EU tells members to cut gas usage amid new Putin warning
The European Union told members states on Wednesday to cut gas usage by 15% until March as part of an emergency plan after President Vladimir Putin warned that Russian supplies sent via the biggest pipeline to Europe could be reduced further.
Deliveries via Nord Stream 1 pipeline, which accounts for more than a third of Russian gas exports to the EU, are due to resume on Thursday after a 10-day halt for annual maintenance.
But supplies via that route had been reduced even before the maintenance outage in dispute over sanctioned parts, and may now be cut further, while flows via other routes, such as Ukraine, have also fallen since Russia invaded its neighbor in February.
The disruptions have hampered Europe’s efforts to refill gas stores before winter, raising the risk of rationing and another hit to fragile economic growth if Moscow further restricts flows in retaliation for Western sanctions over the war in Ukraine.
The European Commission proposed a voluntary target for all EU states to cut gas use by 15% from August to March, compared with their average consumption in the same period in 2016-2021.
“Russia is blackmailing us. Russia is using energy as a weapon. And therefore, in any event, whether it’s a partial, major cut-off of Russian gas or a total cut-off of Russian gas, Europe needs to be ready,” EU Commission President Ursula von der Leyen said.
The proposal would enable Brussels to make the target mandatory in a supply emergency, if the EU declared a substantial risk of severe gas shortages.
The move, which needs the backing of EU states, will be discussed on Friday, so ministers can approve it at an emergency meeting on July 26.
“We believe that a full disruption is likely and it is especially likely if we don’t act and leave ourselves vulnerable to it,” one EU official said. “If we wait, it will be more expensive and it will mean us dancing to Russia’s tune.”
EU states are trying to ensure storage facilities are 80% full by Nov. 1, from about 65% now, data shows.
European politicians say Russia is using technical issues as a pretext to reduce deliveries.
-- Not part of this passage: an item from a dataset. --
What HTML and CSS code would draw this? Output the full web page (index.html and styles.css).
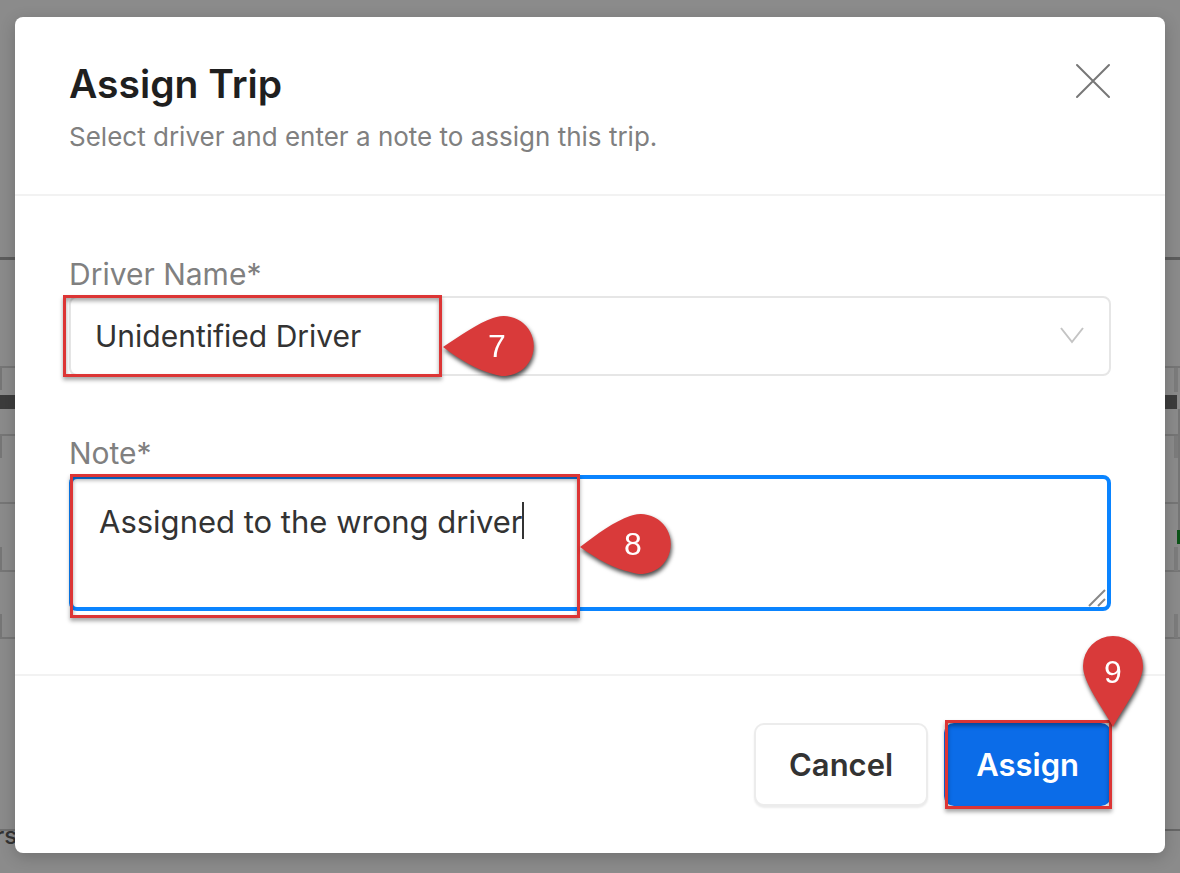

The Kremlin says Russia remains a reliable energy supplier and has blamed reduced flows on sanctions.
Two Russian sources familiar with Russia’s export plans said flows via Nord Stream 1 were expected to restart on time on Thursday after being halted on July 11 for annual maintenance.
But they said it would below its capacity of 160 million cubic meters (mcm) per day.
Kremlin-controlled Gazprom cut gas exports via the route to 40% capacity in June, blaming delays on the return of a turbine that Siemens Energy was servicing in Canada.
That turbine, which was caught up in sanctions, was reported this week to be on its way back, although Gazprom said on Wednesday it had not received documentation to reinstall it and said the turbine’s return and maintenance of other equipment was needed to keep the pipeline running safely.
Putin suggested there might be a further reduction in supplies via the pipeline that runs under the Baltic Sea to Germany, Europe’s economic powerhouse which has relied heavily on Russian fuel, adding to European supply concerns.
Gas prices have rocketed in volatile trade since the Ukraine crisis erupted. The front-month gas contract climbed above 160 euros per megawatt hour (MWh) on Wednesday, 360% up on a year ago but below its March peak of 335 euros.
The surge in price has squeezed utility companies triggering bankruptcies. In Germany, the government plans to inject billions of euros into the country’s biggest buyer of Russian gas, Uniper.
Putin said there were five gas pumping units, operated by Siemens Energy at Nord Stream 1 and one more unit was out of order due to “crumbling of inside lining.”
“There are two functioning machines there, they pump 60 million cubic meters per day … If one is not returned, there will be one, which is 30 million cubic meters. Has Gazprom something to do with that?” he said.
Putin said one more of the gas pumping turbines was due to be sent for maintenance on July 26.
He also said Gazprom, which has a monopoly on Russian gas exports by pipeline, was not to blame for the reduction of gas transit capacity via a network of pipelines to Europe.
He blamed Kyiv for closing one route via Ukraine, although Ukraine’s authorities blame the shutdown on Russia’s invasion.
Siemens Energy said maintaining turbines for the Nord Stream 1 would normally be a routine matter. It said it would continue maintaining equipment under sanctions if possible and where required, and it would work as fast as it could.
In a pivot east, Gazprom said on Wednesday Russian gas supplies heading to China via its Power of Siberia pipeline hit a new daily record. Moscow has been expanding capacity to supply China even as deliveries to Europe dwindle, although Russia’s far east network is not connected to the European supply system.
European nations, meanwhile, have been chasing alternative supplies, although the global gas market was stretched even before the Ukraine crisis, with demand for the fuel recovering from the pandemic-induced downturn.
Those efforts have included seeking more gas from suppliers linked to Europe by pipeline, such as Algeria, and by building or expanding more liquefied natural gas (LNG) terminals to receive shipments from much further afield, such as the United States.